Strawson concedes that the dominant experience of Western persons is diachronic, and this sense of constancy through time leads most of us to experience the disparate events of life in narrative form. Strawson does not hold to such an experience, and he believes that many others in contemporary society experience their lives episodically. He does not see his selfhood in the present connected in any way to his experiences in the past nor does he see his present situation oriented to any future. Against the “story-telling tendency,” which looks for “developmental coherencies in the manifold of one’s life” (443), an episodic orientation views temporal succession without causality, as an undifferentiated flow of successive events. In other words, one lives fully in the moment without connection to a past or future present.

The anti-narrativity campaign is one of several forces leading to the death of narrative preaching. The loss of a coherent plot structure in contemporary films is another. I’m suggesting that films like Looper offer a new way of thinking about narrative that might inform a new “new homiletic” in twenty-first century pulpits.

Looper unfolds in several directions at once. One narrative thread plays through a scenario in which young Joe successfully murders his future self, living out his existence according to a traditional, plot-like, causality. However, another narrative thread crosses, and at time occludes, the possibility of Joe’s dominant narrative. In this series of events, the elder Joe successfully evades his earlier self and seeks to murder the mob boss of the future responsible for murdering future-Joe’s wife — it makes more sense when you watch the film.

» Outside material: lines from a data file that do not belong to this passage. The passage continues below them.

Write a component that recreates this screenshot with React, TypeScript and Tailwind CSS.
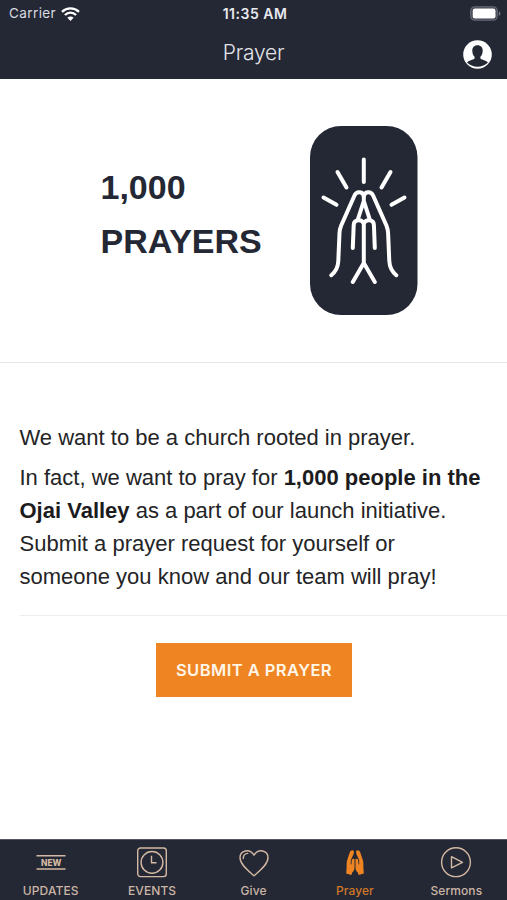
import type { ReactNode } from "react";

const TAN = "#d3b8a3";
const ORANGE = "#ef8522";

function WifiIcon() {
  return (
    <svg width="19" height="14" viewBox="0 0 19 14" fill="none" stroke="#fff" strokeWidth="2.3">
      <path d="M1 4.9C5.9 .3 13.1 .3 18 4.9" />
      <path d="M3.9 8C7.2 5 11.8 5 15.1 8" />
      <path d="M9.5 14 6.4 10.8C8.2 9.1 10.8 9.1 12.6 10.8Z" fill="#fff" stroke="none" />
    </svg>
  );
}

function BatteryIcon() {
  return (
    <svg width="31" height="15" viewBox="0 0 31 15">
      <rect x=".8" y=".8" width="26.4" height="13.4" rx="4" fill="#3d404b" stroke="#666974" strokeWidth="1.3" />
      <rect x="2.7" y="2.6" width="22.8" height="9.8" rx="2.2" fill="#fff" />
      <path d="M28.8 5.2c2.1.8 2.1 3.8 0 4.6Z" fill="#747781" />
    </svg>
  );
}

function ProfileIcon() {
  return (
    <svg width="29" height="29" viewBox="0 0 29 29">
      <circle cx="14.5" cy="14.5" r="14.3" fill="#fff" />
      <path
        d="M14.5 5.2c3.4 0 5.2 2.3 5.2 5.5 0 2.5-.9 4.8-2.3 6.1v1.500c0 1.300 5.800 2 7.600 4.300-2.600 2.700-6.300 4.200-10.500 4.200s-7.900-1.500-10.500-4.200c1.800-2.300 7.600-3 7.600-4.300v-1.500c-1.400-1.300-2.300-3.600-2.300-6.100 0-3.200 1.800-5.500 5.200-5.500Z"
        fill="#242834"
      />
    </svg>
  );
}

function PrayingHands() {
  return (
    <svg
      width="108"
      height="190"
      viewBox="310 126 108 190"
      fill="none"
      stroke="#fff"
      strokeWidth="4"
      strokeLinecap="round"
      strokeLinejoin="round"
    >
      <rect x="310" y="126" width="107.5" height="189" rx="31" fill="#242834" stroke="none" />
      <path d="M363.8 159.5V182M337.5 172l9 15.5M390.5 172l-9 15.5M323.5 197.5l13 7.3M404.5 197.5l-13 7.3" />
      <path d="M331.3 275.2c5-4 6.7-8.500 7-14.200L339.500 233c.1-3 .7-5 1.700-7.500L354.500 195.500c2.200-5 8.700-4 9.300.8.600-4.800 7.100-5.800 9.300-.8l13.300 30c1 2.500 1.600 4.500 1.700 7.500l1.200 28c.3 5.700 2 10.200 7 14.200" />
      <path d="M363.800 196v5l-6 18.500M363.800 201l6 18.500M352.800 248l.9-23c.2-5.500 8-6.500 10.100-1.200 2.100-5.300 9.900-4.300 10.100 1.200l.9 23M363.800 224v39M352.800 282l11-19 11 19" />
    </svg>
  );
}

function NewIcon() {
  return (
    <svg width="32" height="32" viewBox="0 0 32 32">
      <path d="M1.500 8.700h29M1.500 22h29" stroke={TAN} strokeWidth="1.400" />
      <text
        x="6"
        y="18.600"
        textLength="20.500"
        lengthAdjust="spacingAndGlyphs"
        fontSize="8.600"
        fontWeight="800"
        fontFamily="Inter, sans-serif"
        fill={TAN}
      >
        NEW
      </text>
    </svg>
  );
}

function ClockIcon() {
  return (
    <svg width="32" height="32" viewBox="0 0 32 32" fill="none" stroke={TAN} strokeWidth="1.400">
      <rect x="1.700" y="1" width="28.600" height="28.600" rx="2.800" />
      <circle cx="16" cy="15.400" r="10.900" />
      <path d="M15.500 8.700v7h5" />
    </svg>
  );
}

function HeartIcon() {
  return (
    <svg width="32" height="32" viewBox="0 0 32 32" fill="none" stroke={TAN} strokeWidth="1.400" strokeLinecap="round" strokeLinejoin="round">
      <path d="M16 28.800C10.500 24 2 17.500 2 10.800 2 3 11.700 1.200 16 8.200 20.300 1.200 30 3 30 10.800 30 17.500 21.500 24 16 28.800Z" />
      <path d="M5.300 11.500c-.2-3 1.600-5 4.400-5.100" />
    </svg>
  );
}

function HandsIcon() {
  return (
    <svg width="32" height="32" viewBox="0 0 32 32" fill={ORANGE}>
      <path d="M14.900 4c-1.300-1.500-3.500-.6-4.100 1.200L7.900 14c-.6 3.200 0 6.400-.5 9.400l-.2 3.200 5.200 1.300.8-2.500c1.700-1.300 2.300-2.800 2.300-5v-8.300c-1.700-.8-2.700.3-2.800 1.900l-.2 3.500-.8-.2.200-4.300 2.800-6.300Z" />
      <path d="M17.100 4c1.300-1.500 3.500-.6 4.100 1.200l2.900 8.800c.6 3.200 0 6.400.5 9.400l.2 3.200-5.200 1.300-.8-2.500c-1.700-1.300-2.300-2.800-2.300-5v-8.300c1.700-.8 2.700.3 2.800 1.900l.2 3.500.8-.2-.2-4.300-2.800-6.300Z" />
    </svg>
  );
}

function PlayIcon() {
  return (
    <svg width="32" height="32" viewBox="0 0 32 32" fill="none" stroke={TAN} strokeWidth="1.400" strokeLinejoin="round">
      <circle cx="16" cy="15.200" r="14.400" />
      <path d="M11.500 9.700v11.200l11-5.600Z" />
    </svg>
  );
}

function Tab({ icon, label, active = false }: { icon: ReactNode; label: string; active?: boolean }) {
  return (
    <button className="flex flex-1 flex-col items-center pt-[7px]">
      {icon}
      <span
        className={`mt-[4px] text-[12px] leading-[15px] font-medium tracking-[0.1px] ${active ? "text-[#ce7729]" : "text-[#cbb5a6]"}`}
      >
        {label}
      </span>
    </button>
  );
}

export default function App() {
  return (
    <div className="flex h-[900px] w-[507px] flex-col overflow-hidden bg-white font-['Liberation_Sans',Arial,sans-serif] text-[#242426]">
      <header className="h-[79px] shrink-0 bg-[#242834] font-[Inter,sans-serif]">
        <div className="grid h-[27px] grid-cols-3 items-center pr-[6px] pl-[9px]">
          <div className="flex items-center gap-[5px] text-[13.5px] tracking-[0.4px] text-[#d9dae0]">
            Carrier
            <WifiIcon />
          </div>
          <div className="text-center text-[14px] font-semibold tracking-[0.5px] text-[#e9eaf0]">11:35 AM</div>
          <div className="flex justify-end">
            <BatteryIcon />
          </div>
        </div>
        <div className="grid h-[52px] grid-cols-[1fr_auto_1fr] items-center pr-[15px] pl-[15px]">
          <span />
          <h1 className="text-[21px] font-light tracking-[-0.25px] text-[#e3e4e9]">Prayer</h1>
          <div className="flex justify-end pt-[2px]">
            <ProfileIcon />
          </div>
        </div>
      </header>

      <section className="flex h-[284px] shrink-0 items-start border-b border-[#e6e6e8] pl-[100.5px]">
        <h2 className="mt-[82px] w-[209.5px] text-[34px] leading-[53.5px] font-bold text-[#242834]">
          1,000
          <br />
          PRAYERS
        </h2>
        <div className="mt-[47px]">
          <PrayingHands />
        </div>
      </section>

      <main className="flex-1 pt-[58px] pl-[19.5px] text-[22px] leading-[33px] whitespace-nowrap">
        <p>We want to be a church rooted in prayer.</p>
        <p className="mt-[7px]">
          In fact, we want to pray for <b className="text-[#1c1c1e]">1,000 people in the</b>
          <br />
          <b className="text-[#1c1c1e]">Ojai Valley</b> as a part of our launch initiative.
          <br />
          Submit a prayer request for yourself or
          <br />
          someone you know and our team will pray!
        </p>
        <div className="mt-[22px] h-px bg-[#ededef]" />
        <button className="mt-[27px] ml-[136.5px] flex h-[54px] w-[196px] items-center justify-center bg-[#ef8522] font-[Inter,sans-serif] text-[16.5px] font-semibold tracking-[0.45px] text-[#fff6e8]">
          SUBMIT A PRAYER
        </button>
      </main>

      <nav className="flex h-[61px] shrink-0 border-t border-[#555863] bg-[#242834] font-[Inter,sans-serif]">
        <Tab icon={<NewIcon />} label="UPDATES" />
        <Tab icon={<ClockIcon />} label="EVENTS" />
        <Tab icon={<HeartIcon />} label="Give" />
        <Tab icon={<HandsIcon />} label="Prayer" active />
        <Tab icon={<PlayIcon />} label="Sermons" />
      </nav>
    </div>
  );
}
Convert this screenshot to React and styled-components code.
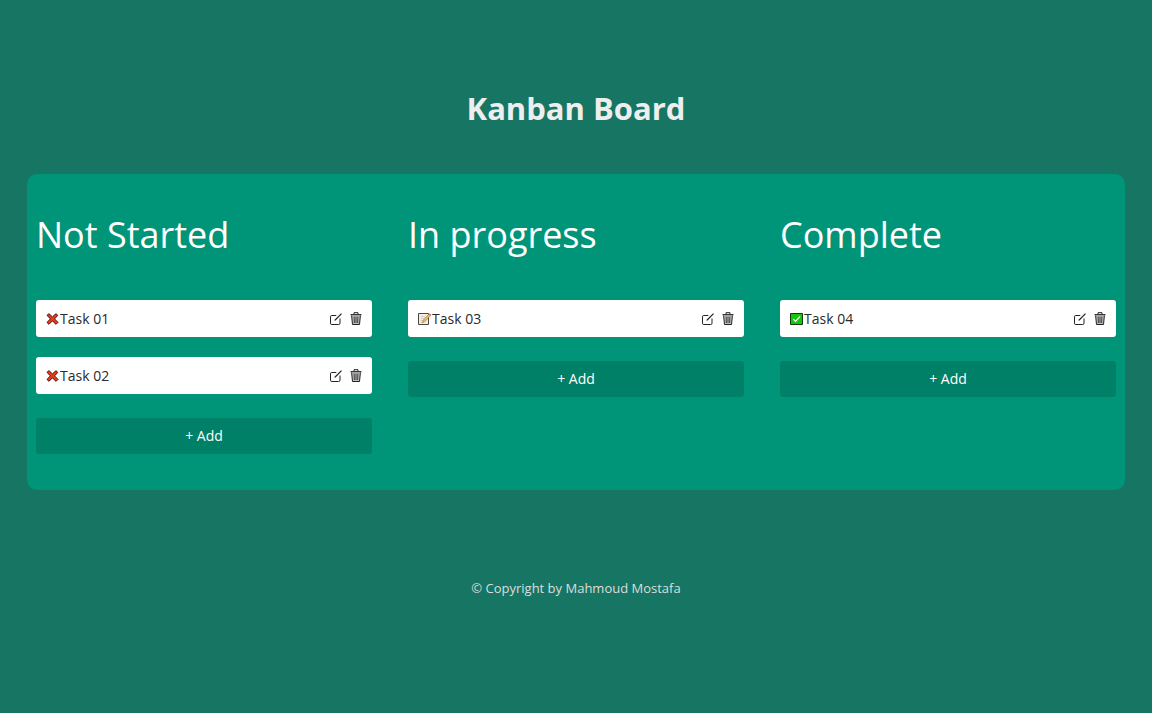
import React from "react";
import styled, { createGlobalStyle } from "styled-components";

const GlobalStyle = createGlobalStyle`
  *, *::before, *::after { box-sizing: border-box; }
  body {
    margin: 0;
    min-height: 100vh;
    background: #167663;
    color: #eeeeee;
    font-family: "Open Sans", sans-serif;
  }
`;

const Page = styled.div`
  padding: 84px 27px 40px;
`;

const Title = styled.h1`
  margin: 0 0 42px;
  font-size: 31px;
  line-height: 48px;
  font-weight: 700;
  text-align: center;
`;

const Board = styled.main`
  display: grid;
  grid-template-columns: repeat(3, 1fr);
  gap: 36px;
  padding: 36px 9px;
  border-radius: 10px;
  background: #009578;
`;

const ColumnTitle = styled.h2`
  margin: 0 0 40px;
  color: #ffffff;
  font-size: 36px;
  line-height: 50px;
  font-weight: 400;
`;

const TaskList = styled.ul`
  display: flex;
  flex-direction: column;
  gap: 20px;
  margin: 0 0 24px;
  padding: 0;
  list-style: none;
`;

const TaskCard = styled.li`
  display: flex;
  align-items: center;
  height: 37px;
  padding: 0 10px;
  border-radius: 3px;
  background: #ffffff;
  color: #2a2a2a;
`;

const TaskName = styled.span`
  flex: 1;
  font-size: 14px;
  line-height: 20px;
  font-weight: 400;
`;

const StatusSvg = styled.svg`
  display: block;
  flex: none;
  width: 14px;
  height: 14px;
`;

const Actions = styled.div`
  display: flex;
  gap: 8px;
`;

const IconButton = styled.button`
  display: flex;
  width: 12px;
  height: 15px;
  padding: 0;
  border: 0;
  background: none;
  color: #222222;
  cursor: pointer;
`;

const ActionSvg = styled.svg`
  display: block;
  width: 12px;
  height: 15px;
  fill: none;
  stroke: currentColor;
`;

const AddButton = styled.button`
  display: block;
  width: 100%;
  height: 36px;
  padding: 0;
  border: 0;
  border-radius: 3px;
  background: #008067;
  color: #ffffff;
  font-family: inherit;
  font-size: 14px;
  line-height: 20px;
  font-weight: 500;
  cursor: pointer;
`;

const Footer = styled.footer`
  margin-top: 88px;
  color: #dddddd;
  font-size: 13px;
  line-height: 20px;
  text-align: center;
`;

function StatusIcon({ status }) {
  return (
    <StatusSvg viewBox="0 0 14 14" aria-hidden="true">
      {status === "todo" && (
        <path
          d="M1 3.3 3 1.7 6.4 4.9 10 1.7 11.8 3.4 8.5 6.9 12 10.4 10.1 12.3 6.4 8.9 3 12.3 1 10.4 4.4 6.9Z"
          fill="#f03a17"
          stroke="#45100a"
          strokeWidth="1"
          strokeLinejoin="round"
        />
      )}
      {status === "doing" && (
        <>
          <path d="M.5 1.5H10.5V12.5H.5Z" fill="#f1ede7" stroke="#4a4743" />
          <path d="M2.5 4.5H7M2.5 6.5H6M2.5 8.5H5M2.5 10.5H4" stroke="#d5d0c9" />
          <path d="M4.3 10.8 5.3 8 11 2 12.7 3.6 6.8 9.6Z" fill="#fbb848" stroke="#6b4a22" strokeWidth=".4" />
          <path d="m10.7 2.2 1-1 1.6 1.5-1 1.2Z" fill="#d77968" />
        </>
      )}
      {status === "done" && (
        <>
          <path d="M.5 1.5H12.5V12.5H.5Z" fill="#16c60c" stroke="#12380f" />
          <path d="m3.3 7.2 2.2 2.2 4.6-5" fill="none" stroke="#ffffff" strokeWidth="1.2" />
        </>
      )}
    </StatusSvg>
  );
}

function EditIcon() {
  return (
    <ActionSvg viewBox="0 0 12 15" aria-hidden="true">
      <path d="M6.3 4.5H1.8Q.5 4.5.5 5.8V12.2Q.5 13.5 1.8 13.5H8.7Q10 13.5 10 12.2V7.5" />
      <path d="M5.2 9 11.5 2.7" strokeWidth="1.2" />
      <path d="m4.4 9.8.5-1.5 1 1Z" fill="currentColor" stroke="none" />
    </ActionSvg>
  );
}

function TrashIcon() {
  return (
    <ActionSvg viewBox="0 0 12 15" aria-hidden="true">
      <path d="M1.6 4.5 2.5 13.5H9.5L10.4 4.5" fill="#bdbdbd" />
      <path d="M.5 3.7H11.5" strokeWidth="1.2" />
      <path d="M4 3.3V1.7H8V3.3" />
      <path d="M4.1 5.5 4.4 12M6 5.5V12M7.9 5.5 7.6 12" strokeWidth=".8" />
    </ActionSvg>
  );
}

const columns = [
  { title: "Not Started", status: "todo", tasks: ["Task 01", "Task 02"] },
  { title: "In progress", status: "doing", tasks: ["Task 03"] },
  { title: "Complete", status: "done", tasks: ["Task 04"] },
];

function Task({ name, status }) {
  return (
    <TaskCard>
      <StatusIcon status={status} />
      <TaskName>{name}</TaskName>
      <Actions>
        <IconButton type="button" aria-label={`Edit ${name}`}>
          <EditIcon />
        </IconButton>
        <IconButton type="button" aria-label={`Delete ${name}`}>
          <TrashIcon />
        </IconButton>
      </Actions>
    </TaskCard>
  );
}

export default function App() {
  return (
    <>
      <GlobalStyle />
      <Page>
        <Title>Kanban Board</Title>
        <Board>
          {columns.map(({ title, status, tasks }) => (
            <section key={title}>
              <ColumnTitle>{title}</ColumnTitle>
              <TaskList>
                {tasks.map((name) => (
                  <Task key={name} name={name} status={status} />
                ))}
              </TaskList>
              <AddButton type="button">+ Add</AddButton>
            </section>
          ))}
        </Board>
        <Footer>© Copyright by Mahmoud Mostafa</Footer>
      </Page>
    </>
  );
}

Homiletics can learn something from the way Johnson tells his story. Between the linearity demanded by a temporal-causal temperament (the narrative approach) and the episodic temperament that cannot imagine a causality at work through time (the anti-narrative approach), a third way opens. Looper offers us a vision of a non-linear narrativity infused with episodic consciousness. It exposes and thereby opens diachronic narrativity to episodic inflections. Such a mode of narrativity, I believe, invites a stay of execution on narrative preaching, or better, to find a neo-narrativity emerging from narrativity’s tomb.


1Galen Strawson, “Against Narrativity,” Ratio XVII/4 (December 2004): 429.